On 17 July, a council was held to discuss who would be crowned the king of Jerusalem. On 22 July, Godfrey of Bouillon, who had played the most fundamental role in the city's conquest, was made Advocatus Sancti Sepulchri ("advocate" or "defender" of the Holy Sepulchre). He would not accept the title of king, saying that he refused to wear a crown of gold in the city where Christ wore a crown of thorns. Raymond had refused any title at all, and Godfrey convinced him to give up the Tower of David as well. Raymond then went on a pilgrimage, and in his absence Arnulf of Chocques, whom Raymond had opposed due to his own support for Peter Bartholomew, was elected the first Latin Patriarch on 1 August (the claims of the Greek Patriarch were ignored). On 5 August, Arnulf, after consulting the surviving inhabitants of the city, discovered the relic of the True Cross.

On 12 August Godfrey led an army, with the True Cross carried in the vanguard, against the Fatimid army at the Battle of Ascalon. The Crusaders were successful, but following the victory, the majority of them considered their vows to have been fulfilled, and all but a few hundred knights returned home.
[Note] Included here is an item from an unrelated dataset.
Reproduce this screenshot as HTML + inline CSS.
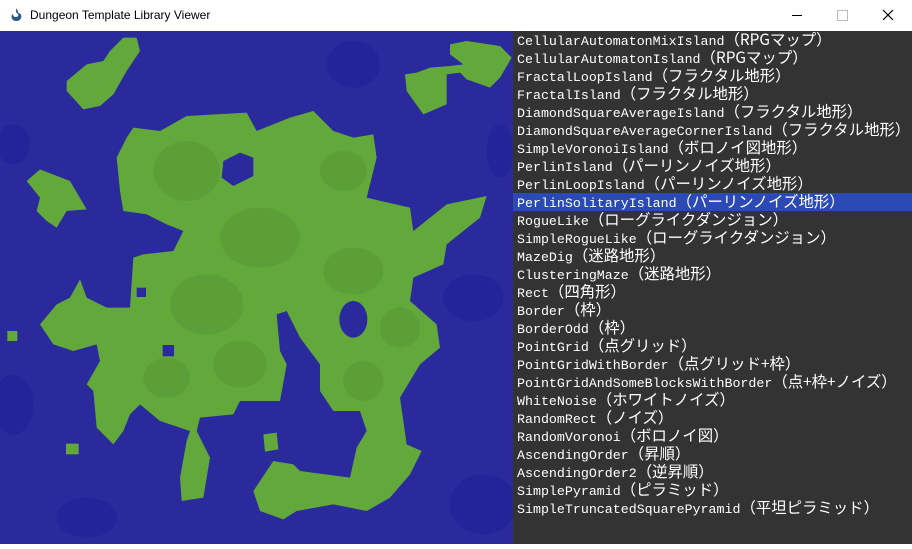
<!DOCTYPE html>
<html><head><meta charset="utf-8"><style>
body{margin:0;width:912px;height:544px;overflow:hidden;background:#fff;font-family:"Liberation Sans","Noto Sans CJK JP",sans-serif}
#title{position:absolute;left:0;top:0;width:912px;height:31px;background:#fff}
#title .t{position:absolute;left:30px;top:8px;font-size:12px;color:#000}
#map{position:absolute;left:0;top:31px;width:513px;height:513px;background:#2a2a9c}
#list{position:absolute;left:513px;top:31px;width:399px;height:513px;background:#333333;color:#fff;font-family:"Liberation Mono","Noto Sans CJK JP",monospace;font-size:13.3px}
.r{height:18px;line-height:17px;padding-left:4px;white-space:nowrap}
.r span{font-size:15.4px;font-family:"Noto Sans CJK JP",monospace}
.s{background:#2c4ab6}
</style></head><body>
<div id="title">
<svg style="position:absolute;left:9px;top:7px" width="16" height="16" viewBox="0 0 16 16"><path d="M8 1c-1 2 2 3 1 5 3 0 4 3 3 5-1 3-5 4-8 2C2 11 2 8 4 7c0 2 1 3 3 3s3-2 2-3C7 6 6 3 8 1z" fill="#2a5b86"/></svg>
<div class="t">Dungeon Template Library Viewer</div>
<div style="position:absolute;left:792px;top:15px;width:10px;height:1px;background:#000"></div>
<div style="position:absolute;left:837px;top:10px;width:9px;height:9px;border:1px solid #bbb"></div>
<svg style="position:absolute;left:882px;top:9px" width="12" height="12"><path d="M1 1L11 11M11 1L1 11" stroke="#000" stroke-width="1.2"/></svg>
</div>
<div id="map"><svg width="513" height="513" viewBox="0 0 1539 1539">
<g fill="#23239a"><ellipse cx="1060" cy="100" rx="80" ry="70"/><ellipse cx="40" cy="1120" rx="60" ry="90"/><ellipse cx="1420" cy="800" rx="90" ry="70"/><ellipse cx="1450" cy="1420" rx="100" ry="90"/><ellipse cx="260" cy="1460" rx="90" ry="60"/><ellipse cx="40" cy="340" rx="50" ry="60"/><ellipse cx="1500" cy="360" rx="40" ry="80"/></g>
<g fill="#62a83a">
<polygon points="400,290 480,300 560,255 740,245 770,300 870,260 940,240 1000,300 1060,320 1120,310 1130,380 1100,500 1230,530 1240,600 1340,520 1460,495 1440,560 1340,640 1330,700 1240,740 1230,810 1310,880 1320,950 1260,1000 1200,1100 1220,1240 1265,1260 1230,1330 1170,1400 1100,1440 1000,1420 890,1440 850,1465 780,1440 760,1380 820,1290 880,1300 900,1320 1050,1340 1070,1250 1100,1200 1080,1140 1000,1140 960,1080 960,1000 900,920 860,840 830,850 840,960 860,1000 840,1110 720,1110 700,1150 600,1160 590,1200 630,1280 610,1400 545,1410 540,1340 560,1230 570,1200 480,1170 420,1120 390,1150 370,1200 340,1240 290,1190 280,1080 260,1060 300,990 290,940 220,960 160,940 120,880 170,820 210,800 240,745 260,800 320,830 390,830 400,680 430,670 520,660 550,600 500,580 440,550 370,540 360,480 350,380 380,320"/>
<polygon points="200,150 260,100 310,90 330,60 370,20 410,20 420,60 380,120 340,190 300,225 250,235 200,180"/>
<polygon points="80,450 120,415 210,450 260,535 200,540 170,590 140,570 110,540 120,500"/>
<polygon points="1350,40 1400,30 1500,45 1535,80 1500,140 1470,170 1400,145 1380,125 1340,130 1340,220 1270,250 1220,180 1215,130 1250,125 1290,110 1350,105 1390,100 1350,70"/>
<rect x="22" y="900" width="30" height="30"/><rect x="198" y="1238" width="38" height="32"/><polygon points="790,1210 830,1205 835,1255 795,1262"/>
</g>
<g fill="#5c9f39"><ellipse cx="560" cy="420" rx="100" ry="90"/><ellipse cx="780" cy="620" rx="120" ry="90"/><ellipse cx="1030" cy="420" rx="70" ry="60"/><ellipse cx="620" cy="820" rx="110" ry="90"/><ellipse cx="500" cy="1040" rx="70" ry="60"/><ellipse cx="1060" cy="720" rx="90" ry="70"/><ellipse cx="1200" cy="890" rx="60" ry="60"/><ellipse cx="1090" cy="1050" rx="60" ry="60"/><ellipse cx="720" cy="1000" rx="80" ry="70"/></g>
<g fill="#2a2a9c"><polygon points="670,390 720,365 760,380 760,435 700,465 665,440"/><ellipse cx="1060" cy="865" rx="42" ry="55"/><rect x="488" y="942" width="34" height="34"/><rect x="410" y="770" width="28" height="28"/></g>
</svg></div>
<div id="list">
<div class="r">CellularAutomatonMixIsland<span>（RPGマップ）</span></div>
<div class="r">CellularAutomatonIsland<span>（RPGマップ）</span></div>
<div class="r">FractalLoopIsland<span>（フラクタル地形）</span></div>
<div class="r">FractalIsland<span>（フラクタル地形）</span></div>
<div class="r">DiamondSquareAverageIsland<span>（フラクタル地形）</span></div>
<div class="r">DiamondSquareAverageCornerIsland<span>（フラクタル地形）</span></div>
<div class="r">SimpleVoronoiIsland<span>（ボロノイ図地形）</span></div>
<div class="r">PerlinIsland<span>（パーリンノイズ地形）</span></div>
<div class="r">PerlinLoopIsland<span>（パーリンノイズ地形）</span></div>
<div class="r s">PerlinSolitaryIsland<span>（パーリンノイズ地形）</span></div>
<div class="r">RogueLike<span>（ローグライクダンジョン）</span></div>
<div class="r">SimpleRogueLike<span>（ローグライクダンジョン）</span></div>
<div class="r">MazeDig<span>（迷路地形）</span></div>
<div class="r">ClusteringMaze<span>（迷路地形）</span></div>
<div class="r">Rect<span>（四角形）</span></div>
<div class="r">Border<span>（枠）</span></div>
<div class="r">BorderOdd<span>（枠）</span></div>
<div class="r">PointGrid<span>（点グリッド）</span></div>
<div class="r">PointGridWithBorder<span>（点グリッド+枠）</span></div>
<div class="r">PointGridAndSomeBlocksWithBorder<span>（点+枠+ノイズ）</span></div>
<div class="r">WhiteNoise<span>（ホワイトノイズ）</span></div>
<div class="r">RandomRect<span>（ノイズ）</span></div>
<div class="r">RandomVoronoi<span>（ボロノイ図）</span></div>
<div class="r">AscendingOrder<span>（昇順）</span></div>
<div class="r">AscendingOrder2<span>（逆昇順）</span></div>
<div class="r">SimplePyramid<span>（ピラミッド）</span></div>
<div class="r">SimpleTruncatedSquarePyramid<span>（平坦ピラミッド）</span></div>
</div>
</body></html>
Nevertheless, their victory paved the way for the establishment of the Kingdom of Jerusalem.

The siege quickly became legendary and in the 12th century it was the subject of the Chanson de Jérusalem, a major chanson de geste in the Crusade cycle.

== Conclusion ==
The first Crusaders succeeded in their endeavor. Urban II had ignited the flame of holy war in the Council of Clermont. Many other Crusades were launched through time for various reasons and motives. Jerusalem remained in Christian hands for almost a century until the Crusaders were defeated by Saladin at the Battle of Hattin in 1187, and three months later, the last defenders were expelled from the city.